Sometimes the best preparation for reading a book is by reading the last chapter first. This was the case with Harry Huebner’s recent work, Echoes of the Word: Theological Ethics as Rhetorical Practice, a book that seeks to envision how the church as an agent of hope is to be in a world marked by violence, fear and despair. In the concluding words of this book we see the crux of the matter where ethics are concerned: “. . . we do not know everything, hence we have to act on faith. The only question is which faith: the faith of scientific rationalism, the faith of pure mystery, or the faith of God in Jesus Christ” (Huebner, p. 255). These concluding thoughts in the last essay of Huebner’s book are an apt summation of his goal. Which faith, indeed? Huebner, a theology professor at Canadian Mennonite University, writes to Mennonite church leaders, but he also write swith keen awareness of the manifold gospels that vie for the allegiance of Christian leaders everywhere. How one views the world will shape the leadership trajectory in critically ethical ways.

In this review, I indicate Huebner’s main ideas and his ethics as rhetorical practice. I then situate Huebner’s theological and philosophical framework within the broader theological spectrum. I conclude with reflections on the usefulness of his book as an ethical guide for Christian leaders.

Echoes of the Word is a compilation of 13 essays and 5 sermons written by Huebner between 1991 and 2004, updated for publication in this volume. This can cause a lack of unity. Huebner acknowledges this problem, “It is clearly an overstatement to suggest that this book is governed by a carefully developed logic” (p. 12). Nevertheless, Huebner collects these hardworking essays and sermons, not only as a reflection of his life’s work, but because “the church and the academy need each other” (p. 12).

Huebner organized his book as a dialogue between the academy and the church as necessary partners in doing ethics. Three essays form the first section on the function of the Word. Here he seeks to “make it clear that it matters less where we begin. It matters more from where we come and hence where we are headed
and, perhaps even more, what we say along the way” (p. 13). Even here the reader receives a glimpse into the author’s commitment to narrative theology. The second part of the book, entitled “Church/ World,” speaks to “issues of the church, namely, how we narrate our being in the world” (p. 13). In the third section of the book, Huebner addresses four Christian virtues—patience, hope, peace, and wisdom—using three essays for each. In turning to the issue of virtues, the author is attempting to offer a corrective to contemporary theological inquiry. Citing the influence of his teachers, MacIntyre and Hauerwas, Huebner affirms that “the shift away from the language of virtues has made the Christian life fragmented and largely unintelligible” (p. 13). The approach to virtue ethics and morality is focused in terms of behaviors and practices.

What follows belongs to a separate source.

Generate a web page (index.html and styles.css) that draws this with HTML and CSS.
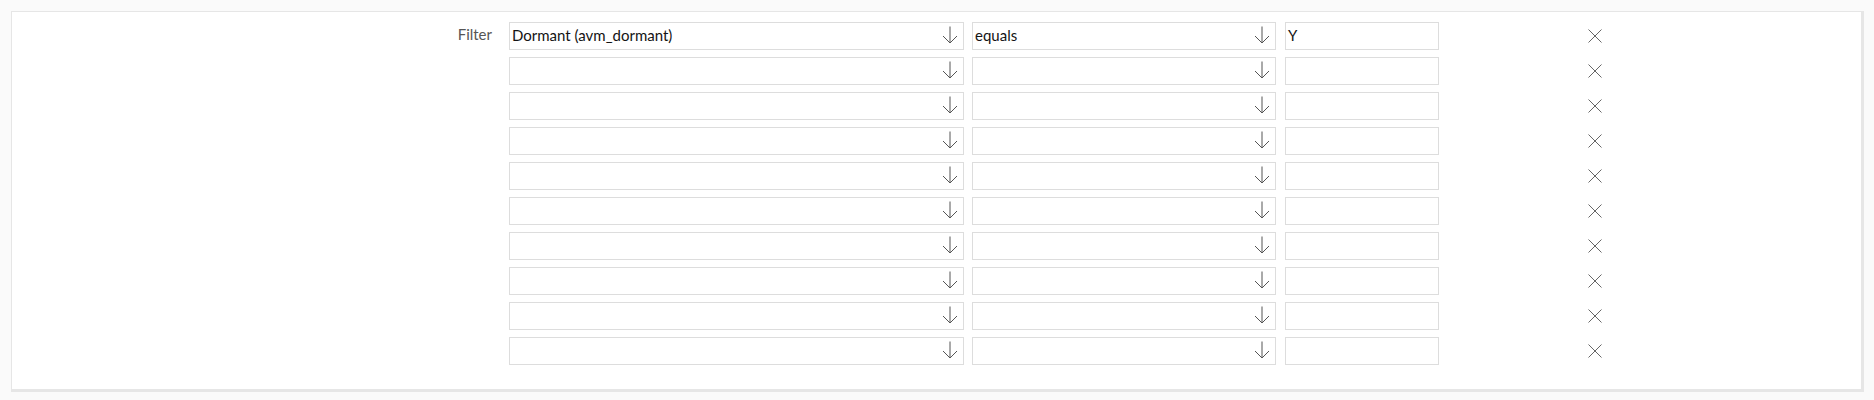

The author names his biases unapologetically in the introduction and it is this open-handed approach that serves as a model for authentic Christian leadership. Rooting himself in the philosophical tradition of Wittgenstein, Huebner states his main
argument most tersely by saying “Language constructs worlds” (p. 1).

When we tell a story, or describe an event, or say a prayer, or preach a sermon, or confess a creed, we are not describing a set of facts; we are participating in a rendition, a performance, as it were, a way of envisioning the world. (p. 1)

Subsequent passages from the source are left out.